Truth be told, this isn’t my kind of movie at all but in many ways it’s one of the smartest (if slightest) comedies of the year so far. Its insider look at Hollywood and numerous celebrity cameos rival Robert Altman’s 1992 film The Player but the comparisons end there. While Altman’s film is a twisty noir that savages the entertainment industry, Entourage keeps things sunny and free spirited.

Playing like an extended episode of the series, the film follows star Vincent Chase (Adrian Grenier) and his entourage: half-brother Johnny “Drama” (Kevin Dillon), manager E (Kevin Connolly), driver/assistant Turtle (Jerry Ferrara, Lone Survivor), and former agent now studio exec Ari Gold (Jeremy Piven, Edge of Tomorrow) as they scramble to finish Vincent’s directorial debut that Ari greenlit and is now way over budget. The film in question is a sci-fi take on Jekyll & Hyde for the new millennium and everyone that sees it thinks it’s great. Not being familiar with the show I’m unsure if it’s normal in the series to ape on Hollywood vanity projects by having everyone fawn over a film that’s fairly terrible looking but yeesh…the little we see of Vincent’s Hyde is overproduced goulash.

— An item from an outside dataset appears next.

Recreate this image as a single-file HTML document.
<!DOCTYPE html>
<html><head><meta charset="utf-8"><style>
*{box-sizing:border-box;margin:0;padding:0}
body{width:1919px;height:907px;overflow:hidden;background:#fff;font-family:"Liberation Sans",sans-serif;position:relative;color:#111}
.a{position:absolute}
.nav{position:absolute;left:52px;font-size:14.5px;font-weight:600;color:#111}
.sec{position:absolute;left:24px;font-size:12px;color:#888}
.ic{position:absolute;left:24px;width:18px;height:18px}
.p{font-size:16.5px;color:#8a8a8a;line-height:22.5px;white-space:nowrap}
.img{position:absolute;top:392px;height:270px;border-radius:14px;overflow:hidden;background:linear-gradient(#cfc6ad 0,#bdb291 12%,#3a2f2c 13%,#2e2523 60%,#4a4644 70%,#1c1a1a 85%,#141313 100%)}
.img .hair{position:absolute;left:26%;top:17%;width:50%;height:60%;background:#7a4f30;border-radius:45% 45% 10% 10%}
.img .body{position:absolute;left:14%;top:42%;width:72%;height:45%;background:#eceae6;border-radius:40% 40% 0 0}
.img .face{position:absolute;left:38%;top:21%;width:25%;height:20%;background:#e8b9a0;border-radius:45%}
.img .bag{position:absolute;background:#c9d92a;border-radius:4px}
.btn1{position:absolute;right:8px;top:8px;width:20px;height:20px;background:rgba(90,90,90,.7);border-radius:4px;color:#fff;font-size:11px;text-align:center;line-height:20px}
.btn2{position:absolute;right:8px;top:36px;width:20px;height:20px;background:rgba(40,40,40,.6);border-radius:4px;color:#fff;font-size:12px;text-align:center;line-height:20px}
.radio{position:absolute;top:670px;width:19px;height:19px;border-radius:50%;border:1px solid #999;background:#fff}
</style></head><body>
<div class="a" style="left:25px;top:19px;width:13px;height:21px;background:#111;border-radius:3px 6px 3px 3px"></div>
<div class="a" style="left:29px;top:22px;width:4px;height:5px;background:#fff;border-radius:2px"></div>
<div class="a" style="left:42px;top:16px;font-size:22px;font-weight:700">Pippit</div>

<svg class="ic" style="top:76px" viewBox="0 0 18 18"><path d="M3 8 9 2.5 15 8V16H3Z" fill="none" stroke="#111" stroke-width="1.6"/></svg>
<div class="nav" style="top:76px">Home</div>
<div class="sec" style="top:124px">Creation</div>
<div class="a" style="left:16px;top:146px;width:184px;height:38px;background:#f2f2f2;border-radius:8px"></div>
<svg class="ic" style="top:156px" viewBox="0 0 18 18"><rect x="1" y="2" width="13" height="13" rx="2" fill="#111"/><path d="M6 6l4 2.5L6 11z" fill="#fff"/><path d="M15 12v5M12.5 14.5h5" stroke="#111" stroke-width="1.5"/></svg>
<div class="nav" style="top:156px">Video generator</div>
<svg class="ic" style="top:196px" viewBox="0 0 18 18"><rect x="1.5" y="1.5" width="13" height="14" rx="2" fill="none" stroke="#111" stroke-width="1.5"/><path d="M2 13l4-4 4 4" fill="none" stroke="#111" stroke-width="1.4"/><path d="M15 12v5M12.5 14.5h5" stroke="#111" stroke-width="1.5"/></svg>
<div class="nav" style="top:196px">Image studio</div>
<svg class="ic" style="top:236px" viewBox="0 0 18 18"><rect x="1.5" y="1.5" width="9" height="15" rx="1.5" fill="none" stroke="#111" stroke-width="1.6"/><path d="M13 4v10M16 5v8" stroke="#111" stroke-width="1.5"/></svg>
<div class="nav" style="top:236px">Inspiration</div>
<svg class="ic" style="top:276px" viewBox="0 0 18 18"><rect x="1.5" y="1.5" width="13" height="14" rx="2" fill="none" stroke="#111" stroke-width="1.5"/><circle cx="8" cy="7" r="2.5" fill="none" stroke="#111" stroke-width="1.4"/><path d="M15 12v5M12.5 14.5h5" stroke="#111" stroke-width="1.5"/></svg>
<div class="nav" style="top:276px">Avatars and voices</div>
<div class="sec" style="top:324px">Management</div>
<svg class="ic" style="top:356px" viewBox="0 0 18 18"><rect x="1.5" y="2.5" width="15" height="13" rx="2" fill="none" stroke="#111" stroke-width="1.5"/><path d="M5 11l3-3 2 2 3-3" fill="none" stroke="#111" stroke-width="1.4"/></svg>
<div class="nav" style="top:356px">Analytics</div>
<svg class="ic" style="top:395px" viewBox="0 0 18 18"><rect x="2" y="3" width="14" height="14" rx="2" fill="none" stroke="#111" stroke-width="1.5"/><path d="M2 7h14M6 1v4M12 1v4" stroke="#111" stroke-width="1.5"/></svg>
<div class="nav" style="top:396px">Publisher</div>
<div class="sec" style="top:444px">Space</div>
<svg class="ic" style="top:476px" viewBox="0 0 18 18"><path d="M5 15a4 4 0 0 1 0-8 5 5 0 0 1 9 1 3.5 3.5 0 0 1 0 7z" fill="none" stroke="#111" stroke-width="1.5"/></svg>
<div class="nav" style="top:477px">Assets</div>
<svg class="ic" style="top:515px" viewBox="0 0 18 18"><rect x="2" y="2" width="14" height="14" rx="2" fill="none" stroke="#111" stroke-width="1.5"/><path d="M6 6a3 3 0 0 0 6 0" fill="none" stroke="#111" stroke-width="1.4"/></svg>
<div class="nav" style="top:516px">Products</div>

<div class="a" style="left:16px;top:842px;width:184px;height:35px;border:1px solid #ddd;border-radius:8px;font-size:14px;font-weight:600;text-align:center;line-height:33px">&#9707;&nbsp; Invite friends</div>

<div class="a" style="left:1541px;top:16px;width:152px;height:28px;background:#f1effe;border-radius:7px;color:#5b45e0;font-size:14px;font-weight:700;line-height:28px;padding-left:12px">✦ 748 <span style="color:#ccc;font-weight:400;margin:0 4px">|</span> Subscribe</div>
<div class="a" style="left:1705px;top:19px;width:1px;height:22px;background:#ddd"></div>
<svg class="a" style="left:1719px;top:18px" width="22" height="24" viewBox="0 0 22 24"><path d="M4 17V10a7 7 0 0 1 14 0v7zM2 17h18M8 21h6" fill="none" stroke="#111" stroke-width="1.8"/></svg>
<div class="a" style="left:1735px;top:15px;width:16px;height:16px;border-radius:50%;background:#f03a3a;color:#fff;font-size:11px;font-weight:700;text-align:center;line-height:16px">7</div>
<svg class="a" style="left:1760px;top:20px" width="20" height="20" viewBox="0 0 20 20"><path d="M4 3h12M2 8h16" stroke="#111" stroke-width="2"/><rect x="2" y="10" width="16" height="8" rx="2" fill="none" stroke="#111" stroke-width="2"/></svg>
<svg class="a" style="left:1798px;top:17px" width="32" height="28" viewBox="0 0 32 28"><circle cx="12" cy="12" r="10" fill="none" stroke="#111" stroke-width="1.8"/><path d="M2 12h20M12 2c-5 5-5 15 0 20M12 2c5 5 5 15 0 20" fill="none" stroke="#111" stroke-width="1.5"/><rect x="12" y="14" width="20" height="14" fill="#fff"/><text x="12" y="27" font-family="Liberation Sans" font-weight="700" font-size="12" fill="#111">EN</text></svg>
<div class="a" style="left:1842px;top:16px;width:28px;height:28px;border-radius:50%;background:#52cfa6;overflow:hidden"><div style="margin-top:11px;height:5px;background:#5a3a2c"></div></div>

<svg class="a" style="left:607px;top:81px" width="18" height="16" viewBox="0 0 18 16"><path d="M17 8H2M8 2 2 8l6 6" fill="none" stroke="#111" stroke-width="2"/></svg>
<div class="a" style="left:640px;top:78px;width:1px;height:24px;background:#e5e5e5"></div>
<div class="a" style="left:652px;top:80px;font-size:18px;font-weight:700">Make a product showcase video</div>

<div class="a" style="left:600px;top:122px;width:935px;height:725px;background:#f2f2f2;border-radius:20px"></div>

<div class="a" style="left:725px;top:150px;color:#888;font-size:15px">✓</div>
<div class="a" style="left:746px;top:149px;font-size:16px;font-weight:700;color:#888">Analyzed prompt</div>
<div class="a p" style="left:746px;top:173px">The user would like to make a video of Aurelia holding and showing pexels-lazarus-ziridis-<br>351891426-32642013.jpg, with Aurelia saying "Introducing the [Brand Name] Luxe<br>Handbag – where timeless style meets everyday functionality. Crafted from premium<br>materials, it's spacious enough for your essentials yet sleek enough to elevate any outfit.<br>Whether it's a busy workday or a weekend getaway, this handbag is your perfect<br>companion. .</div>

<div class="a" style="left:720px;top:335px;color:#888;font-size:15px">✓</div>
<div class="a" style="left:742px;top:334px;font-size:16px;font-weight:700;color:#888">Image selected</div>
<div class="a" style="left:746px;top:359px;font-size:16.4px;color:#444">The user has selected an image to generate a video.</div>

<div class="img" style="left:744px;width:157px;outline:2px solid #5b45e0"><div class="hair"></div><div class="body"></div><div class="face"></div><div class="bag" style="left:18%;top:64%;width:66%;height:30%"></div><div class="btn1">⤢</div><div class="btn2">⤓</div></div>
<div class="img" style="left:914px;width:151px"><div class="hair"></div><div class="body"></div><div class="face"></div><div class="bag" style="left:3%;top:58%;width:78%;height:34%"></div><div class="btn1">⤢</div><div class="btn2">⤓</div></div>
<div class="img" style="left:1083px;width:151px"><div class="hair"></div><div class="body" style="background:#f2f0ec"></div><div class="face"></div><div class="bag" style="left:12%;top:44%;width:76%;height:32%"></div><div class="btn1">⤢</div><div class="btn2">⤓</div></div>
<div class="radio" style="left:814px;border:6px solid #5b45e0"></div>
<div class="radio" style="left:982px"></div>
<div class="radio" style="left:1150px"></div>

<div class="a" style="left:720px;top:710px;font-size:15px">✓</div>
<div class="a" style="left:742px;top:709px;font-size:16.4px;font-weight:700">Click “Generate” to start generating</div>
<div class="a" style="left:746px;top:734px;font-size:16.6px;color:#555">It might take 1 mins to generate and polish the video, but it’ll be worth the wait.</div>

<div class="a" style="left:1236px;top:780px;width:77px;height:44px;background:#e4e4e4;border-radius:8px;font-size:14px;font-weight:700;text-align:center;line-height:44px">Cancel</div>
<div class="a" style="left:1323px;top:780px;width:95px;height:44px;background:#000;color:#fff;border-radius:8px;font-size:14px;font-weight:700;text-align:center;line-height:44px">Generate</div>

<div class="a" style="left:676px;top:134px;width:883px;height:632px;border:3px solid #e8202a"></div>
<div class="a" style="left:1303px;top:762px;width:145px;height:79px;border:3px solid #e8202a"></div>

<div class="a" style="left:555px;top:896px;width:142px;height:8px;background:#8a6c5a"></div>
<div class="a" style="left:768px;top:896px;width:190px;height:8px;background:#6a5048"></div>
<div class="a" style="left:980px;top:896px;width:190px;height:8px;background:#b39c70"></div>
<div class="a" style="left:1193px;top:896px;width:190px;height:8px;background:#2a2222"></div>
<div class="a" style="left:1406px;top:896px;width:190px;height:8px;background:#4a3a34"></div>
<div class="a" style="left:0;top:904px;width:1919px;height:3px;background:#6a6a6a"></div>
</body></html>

The film nicely divides it’s time between the pressure Vincent has to finish the film, newly promiscuous E’s impending fatherhood with his former flame (Emmanuelle Chriqui, Fort Bliss), Drama’s insecurities as he struggles to get out of his famous siblings shadow, and uber-wealthy Turtle’s romantic pursuit of mixed martial artist turned actress Ronda Rousey (Furious 7, The Expendables 3). All four actors know these characters inside and out and the years between the series finale and the film hasn’t seemed to lessen their interest in taking things to the next level.

Piven, who nabbed three Emmys for the show, is the unquestionable star of the show. The actor has had his fair share of being put through the Hollywood wringer and maybe that’s the reason why he’s able to sink his teeth into Ari so well. Short-tempered and hot under the collar, he’s especially amped up when he has to beg for more money for Hyde from the film’s financer, a deep-pocketed Texan (Billy Bob Thornton, The Judge, looking like a withered bobble head of his former self). When the Texan sends his nebbish son (Haley Joel Osment, Tusk, who has now completed his transformation into a Garbage Pail Kid) out to Hollywood to get a feel for the film, it causes a bunch of problems for Vincent, Ari, and the gang.

Though he hasn’t directed a feature film since 1998’s forgettable Kissing a Fool, Doug Ellin’s experience behind a camera on the Entourage series made him the right choice to write and direct…also helps that he’s the creator of the show. I liked that the film takes place almost entirely in the bright California sun and features a swell soundtrack that is easy on the ears. Though it does feel like a super-sized episode, it doesn’t feel like a quick cash-in on the popularity of the television show however it’s squarely targeted at fans…which can make the rest of us feel a little left out at times. That’s not the fault of the film, per se, and I’m not sure really what could have been done to fix that piece short of requiring viewing of the eight seasons before admission.

Better than I thought it would be, Entourage makes a solid bid for the attention of audiences that need a break from the bonkers mayhem of San Andreas, Mad Max: Fury Road, and Avengers: Age of Ultron. And after making it through the Pitch Perfect 2 festivities, men can hopefully get their girlfriends/wives to repay the favor and tag along to their Entourage party.